Budgets do not exist in isolation. They shape behavior.
When leadership communicates recession budgets poorly, teams either panic or disengage. When communicated well, budgets become a framework for aligned decision-making.
Senior CFOs invest time in explaining not just what decisions are being made, but why. They clarify which constraints are temporary, which priorities are non-negotiable, and how teams should evaluate trade-offs.
This clarity reduces friction, preserves morale, and prevents the hidden costs of confusion during already stressful periods.
One of the overlooked benefits of disciplined recession budgeting is what remains after conditions improve.
Organizations that budget effectively during downturns often emerge with stronger financial hygiene, better cash forecasting, clearer cost structures, and more resilient operating models.
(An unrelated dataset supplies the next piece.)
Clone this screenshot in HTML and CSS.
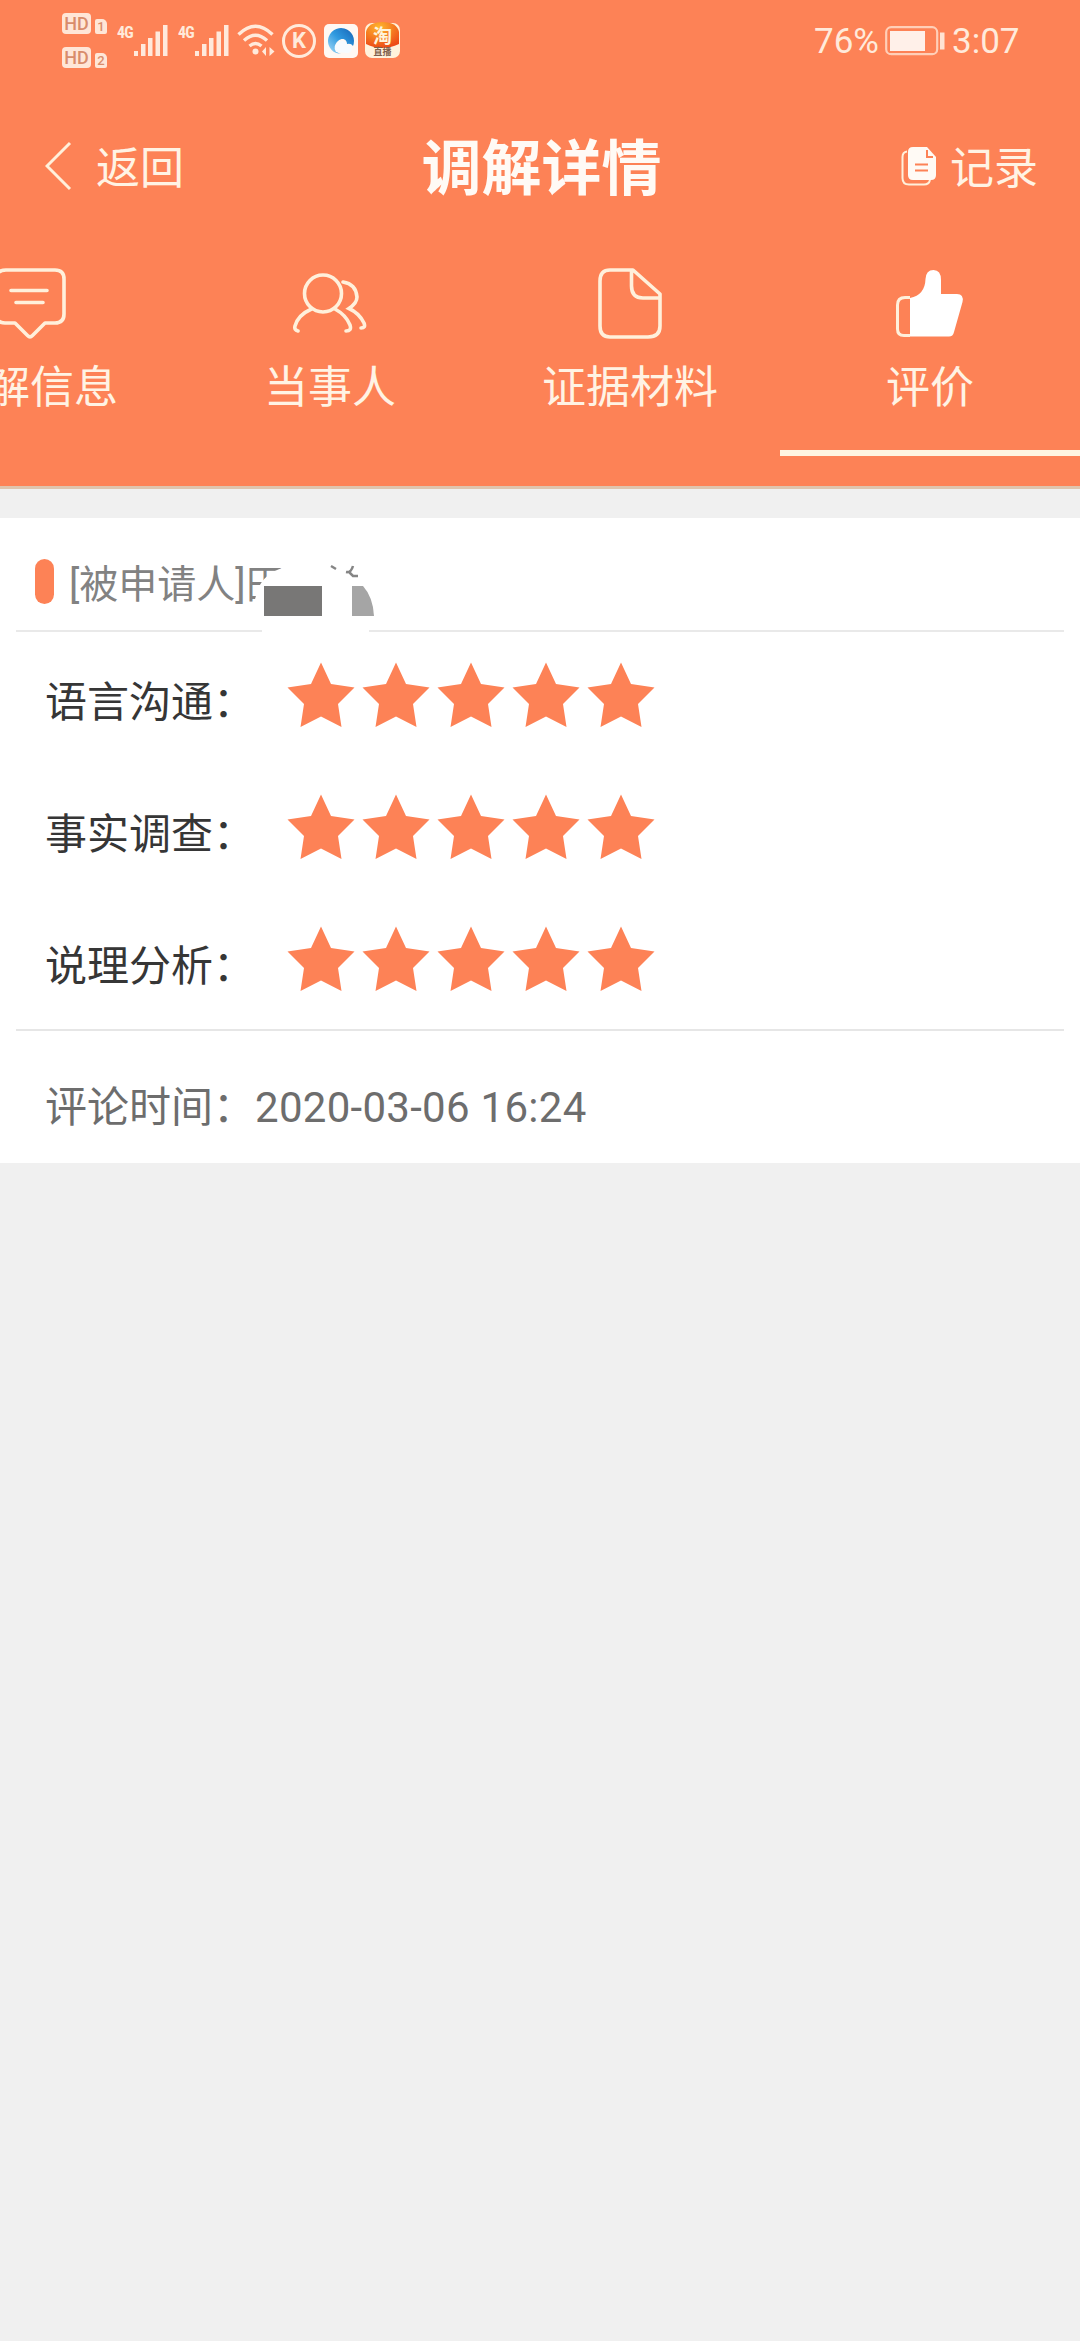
FILE: index.html
```html
<!DOCTYPE html>
<html lang="zh-CN">
<head>
<meta charset="utf-8">
<title>调解详情</title>
<link rel="stylesheet" href="styles.css">
</head>
<body>
<svg class="defs" width="0" height="0" aria-hidden="true">
  <symbol id="star" viewBox="0 0 68 66"><path d="M34 0.500 44 22 67.500 25.500 51 42 54.500 65 34 54.500 13.500 65 17 42 0.500 25.500 24 22Z"/></symbol>
  <symbol id="signal" viewBox="0 0 35 32"><path d="M0 26h4v5H0zM7 19h4.500v12H7zM14 13h4.500v18H14zM21.500 6.500h4.500v24.500h-4.500zM29 0h4.500v31H29z"/></symbol>
</svg>
<header class="header">
  <div class="status">
    <div class="hd-group">
      <div class="hd"><span class="hd-tag">HD</span><span class="sim">1</span></div>
      <div class="hd"><span class="hd-tag">HD</span><span class="sim">2</span></div>
    </div>
    <div class="net"><span class="gen">4G</span><svg class="bars"><use href="#signal"/></svg></div>
    <div class="net"><span class="gen">4G</span><svg class="bars"><use href="#signal"/></svg></div>
    <svg class="wifi" viewBox="0 0 38 32" fill="none" stroke="#ffeadb" stroke-width="3.400"><path d="M1.500 10.500Q18.500-6 35.500 10.500M7 16.500q11.500-10.500 23 0M12.500 22q6-5 12 0"/><circle cx="18.500" cy="27.500" r="3" fill="#ffeadb" stroke="none"/><path d="M29 23v9l-4-4.500zM32.500 23v9l5-4.500z" fill="#ffeadb" stroke="none"/></svg>
    <span class="k-badge">K</span>
    <svg class="app browser" viewBox="0 0 34 34"><defs><linearGradient id="bl" x1="0" y1="1" x2="1" y2="0"><stop offset="0" stop-color="#a9dcf8"/><stop offset=".5" stop-color="#2f9ae0"/><stop offset="1" stop-color="#1763b5"/></linearGradient></defs><rect width="34" height="34" rx="5" fill="#fff8f3"/><path d="M29 22A13 13 0 1 0 17 30C11 29 9 21 14 17 19 13 23 16 23 20Q27 19 29 22Z" fill="url(#bl)"/><path d="M12 28q-4-7 3-10 6-3 8 3 4-1 5 3 0 4-4 5z" fill="#f6fbff"/></svg>
    <svg class="app taobao" viewBox="0 0 35 36"><defs><radialGradient id="tb" cx=".4" cy=".2" r=".8"><stop offset="0" stop-color="#ffb62e"/><stop offset="1" stop-color="#ed4b16"/></radialGradient></defs><rect y="1" width="35" height="35" rx="7" fill="#fff2dc"/><path d="M1 22V10Q3 0 17.500 0T34 10V22Q17 30 1 22Z" fill="url(#tb)"/><text x="17.500" y="21" text-anchor="middle" class="tao">淘</text><text x="17.500" y="33" text-anchor="middle" class="tao-sub">直播</text></svg>
    <span class="percent">76%</span>
    <svg class="battery" viewBox="0 0 60 30"><rect x="1.200" y="1.200" width="51" height="27" rx="5" fill="none" stroke="#ffcfb8" stroke-width="2.200"/><rect x="5" y="5" width="35" height="20" fill="#fff0e9"/><rect x="55" y="6.500" width="4.500" height="17" fill="#ffe3d3"/></svg>
    <span class="clock">3:07</span>
  </div>
  <nav class="navbar">
    <a class="back"><svg width="27" height="50" viewBox="0 0 27 50" fill="none" stroke="#fff0db" stroke-width="3"><path d="M25 2 2 25 25 48"/></svg><span>返回</span></a>
    <h1 class="title">调解详情</h1>
    <a class="record"><svg width="36" height="40" viewBox="0 0 36 40"><path d="M6 5.500Q1.500 6 1.500 11V32Q1.500 38.500 8 38.500H23Q28 38.500 29 34" fill="none" stroke="#fff0db" stroke-width="2"/><path d="M12 1H26L35 11V29Q35 34 30 34H12Q7 34 7 29V6Q7 1 12 1Z" fill="#fffaf5"/><path d="M26 4v7h6M14 18.500h13M14 24.500h13" fill="none" stroke="#fd8256" stroke-width="2"/></svg><span>记录</span></a>
  </nav>
  <div class="tabs">
    <div class="tab"><svg class="icon" viewBox="0 0 74 74" fill="none" stroke="#fff0db" stroke-width="3.600" stroke-linejoin="round" stroke-linecap="round"><path d="M13 4H62Q71 4 71 13V48Q71 57 62 57H52L39.500 69.500Q37 72 34.500 69.500L22 57H12Q3 57 3 48V13Q3 4 13 4ZM18 24.500H54M23 36.500H50"/></svg><span>调解信息</span></div>
    <div class="tab"><svg class="icon" viewBox="0 0 74 74" fill="none" stroke="#fff0db" stroke-width="3.600" stroke-linecap="round"><circle cx="30" cy="27.500" r="18.500"/><path d="M18.500 43Q5 49 2 60Q1 64 5 65M42 43Q53 49 57 59Q59 65 53 65M50 16Q63 18 64 31Q64 37 56 42.500Q66 47 71 57Q73 62 68 62"/></svg><span>当事人</span></div>
    <div class="tab"><svg class="icon" viewBox="0 0 74 74" fill="none" stroke="#fff0db" stroke-width="3.600" stroke-linejoin="round"><path d="M40 4H17Q7 4 7 15V60Q7 71 17 71H55Q67 71 67 60V28ZM38.500 4V20Q38.500 32 50 32H67"/></svg><span>证据材料</span></div>
    <div class="tab active"><svg class="icon" viewBox="0 0 74 74"><path d="M17 32Q32 29 32.500 13Q33 4 40.500 4Q48 4 48 14V28H64Q71 28 69.500 36L61 66Q60 70.500 56 70.500H17Z" fill="#fff"/><path d="M17 31.500H12Q4.500 31.500 4.500 39V63Q4.500 69.500 11 69.500H17" fill="none" stroke="#fff0db" stroke-width="3"/></svg><span>评价</span></div>
  </div>
</header>
<main class="card">
  <div class="party"><i class="pill"></i><span>[被申请人]田</span>
    <svg class="redaction" width="130" height="85" viewBox="250 555 130 85"><path d="M253 606 258 589Q264 574 282 568H374V616H369V636H262V606Z" fill="#fff"/><path d="M264 586h58v30h-58z" fill="#787776"/><path d="M352 586h11q10 11 11 30h-22z" fill="#a5a5a5"/><path d="M331 566l5 3M353 566q-2 7-7 6M349 572l4 4H358" fill="none" stroke="#858585" stroke-width="2.500"/></svg>
  </div>
  <section class="ratings">
    <div class="rating"><span class="label">语言沟通：</span><div class="stars"><svg><use href="#star"/></svg><svg><use href="#star"/></svg><svg><use href="#star"/></svg><svg><use href="#star"/></svg><svg><use href="#star"/></svg></div></div>
    <div class="rating"><span class="label">事实调查：</span><div class="stars"><svg><use href="#star"/></svg><svg><use href="#star"/></svg><svg><use href="#star"/></svg><svg><use href="#star"/></svg><svg><use href="#star"/></svg></div></div>
    <div class="rating"><span class="label">说理分析：</span><div class="stars"><svg><use href="#star"/></svg><svg><use href="#star"/></svg><svg><use href="#star"/></svg><svg><use href="#star"/></svg><svg><use href="#star"/></svg></div></div>
  </section>
  <div class="time">评论时间：<span class="date">2020-03-06 16:24</span></div>
</main>
</body>
</html>
```
FILE: styles.css
```css
* { box-sizing: border-box; }
body {
  margin: 0;
  min-height: 2341px;
  background: #f0f0f0;
  font-family: Roboto, "Noto Sans CJK SC", sans-serif;
  overflow-x: hidden;
}
svg { display: block; flex: none; }
.defs { position: absolute; }
.header {
  height: 489px;
  background: #fd8256;
  border-bottom: 3px solid #dfc4ad;
  color: #fff3e4;
  overflow: hidden;
}

.status { display: flex; height: 82px; padding-left: 62px; color: #ffeadb; }
.hd-group { display: flex; flex-direction: column; gap: 13px; padding-top: 13px; width: 55px; }
.hd { display: flex; align-items: flex-end; gap: 4px; height: 21px; }
.hd-tag, .sim { background: #ffe6d7; color: #d98c6b; border-radius: 4px; text-align: center; font-weight: 500; }
.hd-tag { width: 29px; height: 21px; font-size: 18px; line-height: 21px; }
.sim { width: 12px; height: 15px; border-radius: 2px 5px 2px 2px; font-size: 13px; line-height: 15px; }
.net { display: flex; width: 61px; padding-top: 25px; }
.gen { width: 17px; font: bold 16px/15px "Roboto Condensed", Roboto, sans-serif; letter-spacing: -.8px; white-space: nowrap; }
.bars { width: 35px; height: 32px; fill: #ffe9dc; }
.wifi { width: 38px; height: 32px; margin: 24px 7px 0 -2px; }
.k-badge { width: 34px; height: 34px; margin: 24px 8px 0 0; border: 3px solid #ffeadb; border-radius: 50%; text-align: center; font-size: 22px; font-weight: 700; line-height: 28px; }
.browser { width: 34px; height: 34px; margin: 24px 7px 0 0; }
.taobao { width: 35px; height: 36px; margin-top: 22px; }
.tao { font: bold 19px "Noto Sans CJK SC", sans-serif; fill: #fff4dc; }
.tao-sub { font: bold 9px "Noto Sans CJK SC", sans-serif; fill: #80604c; }
.percent, .clock { font-size: 35px; line-height: 84px; }
.percent { width: 71px; margin-left: 414px; }
.battery { width: 60px; height: 30px; margin-top: 26px; }
.clock { margin-left: 7px; }

.navbar { display: grid; grid-template-columns: 1fr auto 1fr; align-items: center; height: 168px; padding: 0 42px 0 45px; font-size: 44px; line-height: 60px; }
.navbar span { padding-top: 5px; }
.back, .record { display: flex; align-items: center; }
.back { gap: 24px; }
.record { justify-content: flex-end; gap: 13px; }
.title { margin: 0; padding-top: 7px; font-size: 60px; line-height: 80px; color: #fffaf5; }

.tabs { display: grid; grid-template-columns: repeat(4, 300px); height: 206px; margin-left: -120px; font-size: 44px; line-height: 60px; }
.tab { display: flex; flex-direction: column; align-items: center; gap: 18px; padding-top: 16px; border-bottom: 6px solid transparent; white-space: nowrap; }
.icon { width: 74px; height: 74px; }
.active { border-color: #fff5e1; }

.card { height: 645px; margin-top: 29px; background: #fff; padding: 0 16px; }
.party { position: relative; display: flex; align-items: flex-start; gap: 15px; height: 114px; padding: 41px 0 0 19px; border-bottom: 2px solid #e9e9e9; color: #828282; font-size: 39px; line-height: 45px; }
.party span { margin-top: 4px; }
.pill { width: 19px; height: 45px; border-radius: 10px; background: #fd8256; }
.redaction { position: absolute; left: 234px; top: 37px; }
.ratings { height: 399px; border-bottom: 2px solid #e6e6e6; }
.rating { display: flex; height: 132px; padding: 30px 0 0 29px; }
.label { width: 242px; font-size: 42px; line-height: 81px; color: #363636; }
.stars { display: flex; gap: 7px; }
.stars svg { width: 68px; height: 66px; fill: #fd8256; }
.time { padding-left: 29px; font-size: 42px; line-height: 154px; color: #6d6d6d; white-space: nowrap; }
.date { letter-spacing: .28px; }
```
These improvements persist long after the recession fades.
CFOs who view budgeting for a recession as a defensive exercise miss this opportunity. Those who treat it as a forcing function for better finance leadership build a lasting advantage.
Budgeting for a recession is not about predicting how bad things will get. It is about ensuring the organization retains control amid increasing volatility.
CFOs who succeed in volatile markets do not rely on rigid budgets or reflexive cuts. They focus on liquidity, scenario readiness, and disciplined prioritization. They protect the core while preserving the ability to adapt.
In the end, recession budgeting is less about austerity and more about intent. The businesses that survive and often outperform are those whose finance leaders understand that protecting liquidity and enabling growth are not opposing goals but interconnected responsibilities.